__PROVIDED DATA__
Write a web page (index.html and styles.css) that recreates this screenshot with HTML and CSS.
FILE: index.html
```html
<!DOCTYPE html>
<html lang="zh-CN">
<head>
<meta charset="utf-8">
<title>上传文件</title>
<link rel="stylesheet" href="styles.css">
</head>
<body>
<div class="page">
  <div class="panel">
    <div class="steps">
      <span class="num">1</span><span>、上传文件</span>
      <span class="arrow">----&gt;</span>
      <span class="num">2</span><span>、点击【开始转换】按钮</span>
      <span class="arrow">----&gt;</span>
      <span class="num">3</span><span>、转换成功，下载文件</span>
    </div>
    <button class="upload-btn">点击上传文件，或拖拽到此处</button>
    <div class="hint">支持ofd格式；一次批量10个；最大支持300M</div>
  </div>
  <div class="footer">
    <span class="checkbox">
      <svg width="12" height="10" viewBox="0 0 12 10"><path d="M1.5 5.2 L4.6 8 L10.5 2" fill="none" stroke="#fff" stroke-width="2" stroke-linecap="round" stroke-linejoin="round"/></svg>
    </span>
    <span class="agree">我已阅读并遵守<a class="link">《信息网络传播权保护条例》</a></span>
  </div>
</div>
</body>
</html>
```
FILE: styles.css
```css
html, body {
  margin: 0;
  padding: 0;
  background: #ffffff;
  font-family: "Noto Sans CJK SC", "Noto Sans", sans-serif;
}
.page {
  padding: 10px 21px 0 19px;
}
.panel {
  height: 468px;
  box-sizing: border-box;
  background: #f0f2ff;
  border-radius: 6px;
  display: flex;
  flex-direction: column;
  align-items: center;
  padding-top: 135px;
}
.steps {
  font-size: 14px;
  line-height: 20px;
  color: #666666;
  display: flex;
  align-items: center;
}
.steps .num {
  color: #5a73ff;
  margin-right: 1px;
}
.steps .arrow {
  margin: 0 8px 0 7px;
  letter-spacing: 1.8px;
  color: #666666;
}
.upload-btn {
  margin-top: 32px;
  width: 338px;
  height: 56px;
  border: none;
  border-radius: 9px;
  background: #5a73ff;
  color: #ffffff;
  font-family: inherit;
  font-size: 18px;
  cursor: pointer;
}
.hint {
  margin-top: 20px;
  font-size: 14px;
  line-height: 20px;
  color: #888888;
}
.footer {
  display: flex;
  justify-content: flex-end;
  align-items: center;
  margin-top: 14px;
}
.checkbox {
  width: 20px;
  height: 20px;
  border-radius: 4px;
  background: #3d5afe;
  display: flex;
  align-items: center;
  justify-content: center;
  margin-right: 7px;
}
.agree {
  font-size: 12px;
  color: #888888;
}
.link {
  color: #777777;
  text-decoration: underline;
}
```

---

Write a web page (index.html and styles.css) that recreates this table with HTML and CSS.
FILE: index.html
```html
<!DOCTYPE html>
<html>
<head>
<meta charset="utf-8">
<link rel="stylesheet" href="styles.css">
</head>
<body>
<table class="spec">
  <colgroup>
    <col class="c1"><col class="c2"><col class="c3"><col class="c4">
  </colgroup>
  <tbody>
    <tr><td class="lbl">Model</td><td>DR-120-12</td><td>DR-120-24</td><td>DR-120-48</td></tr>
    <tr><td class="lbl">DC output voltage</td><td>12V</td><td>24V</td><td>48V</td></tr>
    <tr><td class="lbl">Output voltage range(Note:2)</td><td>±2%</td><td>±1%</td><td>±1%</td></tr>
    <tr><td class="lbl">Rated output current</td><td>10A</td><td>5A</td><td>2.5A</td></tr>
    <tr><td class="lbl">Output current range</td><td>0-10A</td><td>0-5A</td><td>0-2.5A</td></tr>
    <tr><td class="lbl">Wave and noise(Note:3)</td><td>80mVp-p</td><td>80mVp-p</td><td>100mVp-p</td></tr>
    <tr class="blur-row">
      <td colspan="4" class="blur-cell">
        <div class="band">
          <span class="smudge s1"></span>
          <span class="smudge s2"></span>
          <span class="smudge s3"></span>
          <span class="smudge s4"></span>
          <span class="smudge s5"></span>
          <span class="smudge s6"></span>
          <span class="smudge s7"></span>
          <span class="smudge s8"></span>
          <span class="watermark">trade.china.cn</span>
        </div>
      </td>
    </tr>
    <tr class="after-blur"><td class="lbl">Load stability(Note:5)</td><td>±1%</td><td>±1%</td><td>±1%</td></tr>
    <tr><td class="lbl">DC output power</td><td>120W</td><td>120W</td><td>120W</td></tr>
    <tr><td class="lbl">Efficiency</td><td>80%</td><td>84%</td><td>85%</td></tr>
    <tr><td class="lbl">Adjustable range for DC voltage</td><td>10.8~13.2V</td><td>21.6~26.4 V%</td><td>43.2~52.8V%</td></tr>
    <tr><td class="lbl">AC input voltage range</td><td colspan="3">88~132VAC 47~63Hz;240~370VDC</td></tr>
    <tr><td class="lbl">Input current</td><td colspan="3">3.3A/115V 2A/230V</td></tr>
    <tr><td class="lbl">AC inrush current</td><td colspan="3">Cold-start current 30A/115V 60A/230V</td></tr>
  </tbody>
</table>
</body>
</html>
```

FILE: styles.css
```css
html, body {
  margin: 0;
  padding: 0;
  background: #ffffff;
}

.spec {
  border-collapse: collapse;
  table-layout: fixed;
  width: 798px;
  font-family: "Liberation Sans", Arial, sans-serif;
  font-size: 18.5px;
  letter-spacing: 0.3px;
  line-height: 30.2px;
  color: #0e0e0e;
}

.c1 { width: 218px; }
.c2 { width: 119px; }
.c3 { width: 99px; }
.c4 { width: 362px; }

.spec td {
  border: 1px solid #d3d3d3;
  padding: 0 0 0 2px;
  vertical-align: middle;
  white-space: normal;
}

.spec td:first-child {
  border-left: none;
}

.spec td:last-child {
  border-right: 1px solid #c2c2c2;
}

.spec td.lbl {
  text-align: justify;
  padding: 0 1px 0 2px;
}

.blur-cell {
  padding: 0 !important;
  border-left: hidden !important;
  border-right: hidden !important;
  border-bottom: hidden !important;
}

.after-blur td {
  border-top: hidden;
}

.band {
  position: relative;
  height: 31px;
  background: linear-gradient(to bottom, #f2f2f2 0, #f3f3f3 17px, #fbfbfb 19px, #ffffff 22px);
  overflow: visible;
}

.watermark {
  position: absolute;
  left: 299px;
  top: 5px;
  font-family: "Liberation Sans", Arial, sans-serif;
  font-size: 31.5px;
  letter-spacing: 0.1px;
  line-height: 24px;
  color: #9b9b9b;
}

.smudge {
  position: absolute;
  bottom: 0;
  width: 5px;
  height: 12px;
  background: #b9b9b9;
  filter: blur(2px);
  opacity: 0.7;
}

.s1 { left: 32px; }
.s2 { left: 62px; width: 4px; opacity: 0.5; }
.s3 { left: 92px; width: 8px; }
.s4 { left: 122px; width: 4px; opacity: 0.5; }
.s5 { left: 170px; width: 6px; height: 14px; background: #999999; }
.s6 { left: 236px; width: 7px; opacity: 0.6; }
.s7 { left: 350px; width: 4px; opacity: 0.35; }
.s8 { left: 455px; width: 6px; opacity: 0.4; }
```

__TO DO__
Show every line in the entries where the string "Write" occurs.

__SOLUTION TO THIS EXERCISE__
Write a web page (index.html and styles.css) that recreates this screenshot with HTML and CSS.
Write a web page (index.html and styles.css) that recreates this table with HTML and CSS.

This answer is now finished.